This is the start of my description of how I came to finally accepting myself after 40+ years of trying to figure this stuff out. I've broken it up into a few blog entries because it just got too long and there was a lot I wanted to say. This part deals with me getting to the point where I needed to reconsider my life from the trans point of view.
In a previous entry I wrote about how I went through a long period of denial. It wasn't easy, and I had lapses, but you could argue that for the most part I was "successful" in evading my trans nature for the better part of a decade. So how come I decided to accept myself and come out?
The story starts on a cold, snowy Friday in upstate New York. It was my father's funeral mass, and I was given an opportunity to speak about him. I spoke of my feelings of loss, of the good times and sad times and of love and memories. I alternately had people laughing and in tears. So did other speakers. Then we buried him and did the things people do afterwards.
We had a long drive home the next day, and I was now deeply depressed. I had a sense of both loss and relief (relief over the end of his struggle with Alzheimer's - a disease he was so deathly afraid of because of what it did to his mother). Years before he started to phase out of reality my father had had a falling out with my brother, who he felt never really grew up or was all that responsible. I was the son that made him proud and happy. We hadn't always been close, but in the years between the death of my stepmother and his sliding into Alzheimer's we became close. He was one of my best friends in the world. I really missed being able to talk to him.
I was living the kind of life he dreamed for his children, especially for one of his sons - happily married, a good career, and grandchildren, including a son to carry on the family name. I was glad that I made him happy, but I also felt like a bit of a fraud. If you looked deeper you would find the flaws. How our daughter just couldn't get out of the house fast enough when college came around, and the unease that our son was starting to show (that would ultimately lead to near-suicidal bouts with bipolar disorder). And how my wife and I were bickering all the time about everything.
In the days, weeks, and months that followed, my sadness started to affect a lot of things. I was already somewhat unhappy with my job, and my performance wasn't up to par. I was being asked to move to another department (my manager at the time couldn't tell me face to face he was unhappy with me - not his style). I started on a new project in a new group that was not the most thrilling for me, but I knew that I had to move on at this point.
During this time the relationship between my son and my wife was also going downhill (I didn't realize it at the time but my own relationship with him was going downhill, too). I thought neither was listening to the other. And I was building up resentment to both of them because they were always fighting. Our son spent the following summer away at a college program, and while that gave my wife and I a break it wasn't the best thing for him. We discovered later he nearly committed suicide there, stopped only by a chance phone call by a friend.

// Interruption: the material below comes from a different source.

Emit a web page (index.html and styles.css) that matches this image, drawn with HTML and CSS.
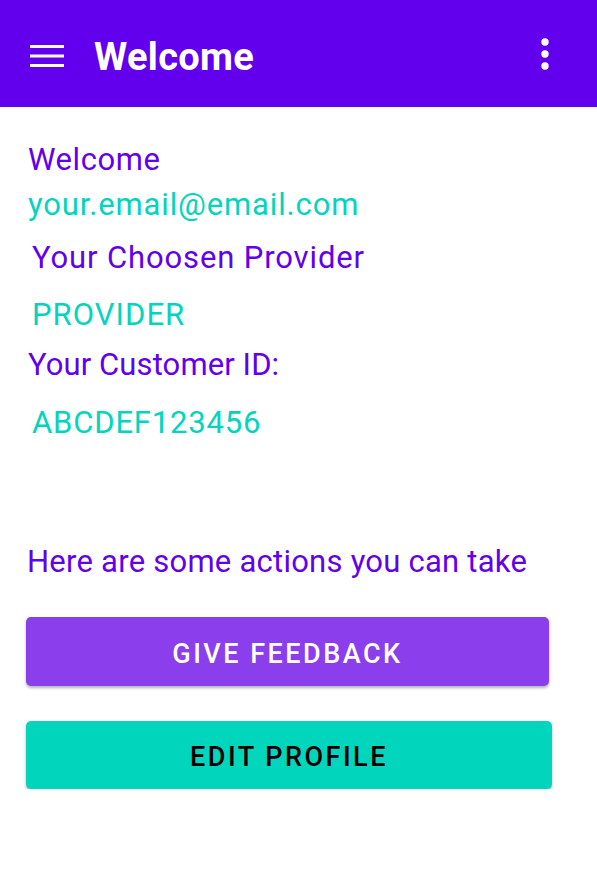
FILE: index.html
```html
<!DOCTYPE html>
<html>
<head>
<meta charset="utf-8">
<link rel="stylesheet" href="styles.css">
</head>
<body>
<header class="appbar">
  <svg class="menu" width="34" height="24" viewBox="0 0 34 24"><rect x="0" y="1" width="34" height="3" fill="#fff"/><rect x="0" y="10.5" width="34" height="3" fill="#fff"/><rect x="0" y="20" width="34" height="3" fill="#fff"/></svg>
  <h1 class="title">Welcome</h1>
  <svg class="more" width="10" height="34" viewBox="0 0 10 34"><circle cx="5" cy="5" r="3.7" fill="#fff"/><circle cx="5" cy="17" r="3.7" fill="#fff"/><circle cx="5" cy="29" r="3.7" fill="#fff"/></svg>
</header>
<main class="content">
  <p class="line purple l-welcome">Welcome</p>
  <p class="line teal l-email">your.email@email.com</p>
  <p class="line purple l-plabel indent">Your Choosen Provider</p>
  <p class="line teal l-provider indent">PROVIDER</p>
  <p class="line purple l-clabel">Your Customer ID:</p>
  <p class="line teal l-id indent">ABCDEF123456</p>
  <p class="line purple l-actions">Here are some actions you can take</p>
  <button class="btn btn-feedback">GIVE FEEDBACK</button>
  <button class="btn btn-edit">EDIT PROFILE</button>
</main>
</body>
</html>
```
FILE: styles.css
```css
* { box-sizing: border-box; }
html, body { margin: 0; padding: 0; background: #fff; }
body { font-family: Roboto, "Noto Sans", sans-serif; width: 597px; }

.appbar {
  height: 107px;
  background: #6200ee;
  display: flex;
  align-items: center;
  padding: 0 0 0 30px;
}
.menu { display: block; margin-top: 5px; }
.title {
  margin: 6px 0 0 30px;
  color: #fff;
  font-size: 38px;
  font-weight: 700;
  letter-spacing: 0.3px;
  flex: 1;
  line-height: 1;
}
.more { display: block; margin-right: 47px; margin-top: 0; }

.content { padding: 33px 0 0 28px; }
.line {
  margin: 0;
  font-size: 31px;
  line-height: 40px;
  height: 40px;
  white-space: nowrap;
}
.purple { color: #6200ee; }
.teal { color: #03d4bd; }
.indent { padding-left: 4px; }
.l-welcome { letter-spacing: 0.55px; }
.l-email { margin-top: 5px; letter-spacing: 0.85px; }
.l-plabel { margin-top: 13px; letter-spacing: 0.87px; }
.l-provider { margin-top: 17px; letter-spacing: 1.04px; }
.l-clabel { margin-top: 10px; letter-spacing: 0.1px; }
.l-id { margin-top: 18px; letter-spacing: 0.83px; }
.l-actions { margin-top: 99px; margin-left: -1px; letter-spacing: 0.24px; }

.btn {
  display: flex;
  align-items: center;
  justify-content: center;
  margin-left: -2px;
  border: none;
  border-radius: 5px;
  font-family: Roboto, sans-serif;
  font-weight: 500;
  font-size: 27px;
  letter-spacing: 2.5px;
  box-shadow: 0 2px 3px rgba(0,0,0,0.3);
  padding: 4px 0 0 0;
}
.btn-feedback {
  margin-top: 35px;
  width: 523px;
  height: 69px;
  background: #8b3eeb;
  color: #fff;
}
.btn-edit {
  margin-top: 35px;
  width: 526px;
  height: 68px;
  background: #01d6bd;
  color: #000;
}
```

And my wife. I wasn't sure what was going to happen with us in the future. I could tell she was unhappy with things. I was unhappy with things. Part of my Catholic upbringing was that I really didn't want to divorce. My parents hadn't, but my mother's parents had, and she went through hell because of it. My wife's parents had also divorced, and I was afraid that it would be a lot easier for her to leave.
And my weight was going up. I was trying to diet but not making progress. And that meant my health was on the decline. It was getting harder for me to breathe some nights.
I have this facade of myself as some sort of boy scout - trying to always do the right thing. Sometimes I almost convince myself that this is the truth. But then I'll think about how I really am - I can be very obnoxious, loud, nasty - and I didn't feel all that honest.
And I had that strange urge to dress in women's clothing. When I used to dress I would feel such an amazing feeling of happiness, only to have it followed by fear than depression. This wasn't normal! I wanted to be normal! My only real knowledge of the trans world at that point was transsexuals like Renee Richards, "shemale" pornography (which I despise), and how cross dressers were portrayed in the media (prostitutes or buffoons). I just couldn't understand why I felt this, and I would think about how much time, effort, and money I put into buying clothes, dressing, throwing them away, etc. When my wife caught me years ago it nearly cost me my marriage, so I was trying to not do it. But the thoughts never went away, and my denial was less than perfect. I was failing at that, too.
Sometimes I would just sit in my office and just think about this. I was so depressed. There were moments where I wanted to just get the hell away from it all, just get in the car and drive until I was so far away nobody would bother me and I could figure out what to do. Anything to get away from the hell that was in my mind!
I was good at putting things off - I've done it most of my life. But it was getting harder. Reluctantly, I started to realize it was time to deal with it. I had to either figure out how to make it go away for good or else figure out how to make it a part of my life. And the latter idea scared me, because I knew it could cost me my family.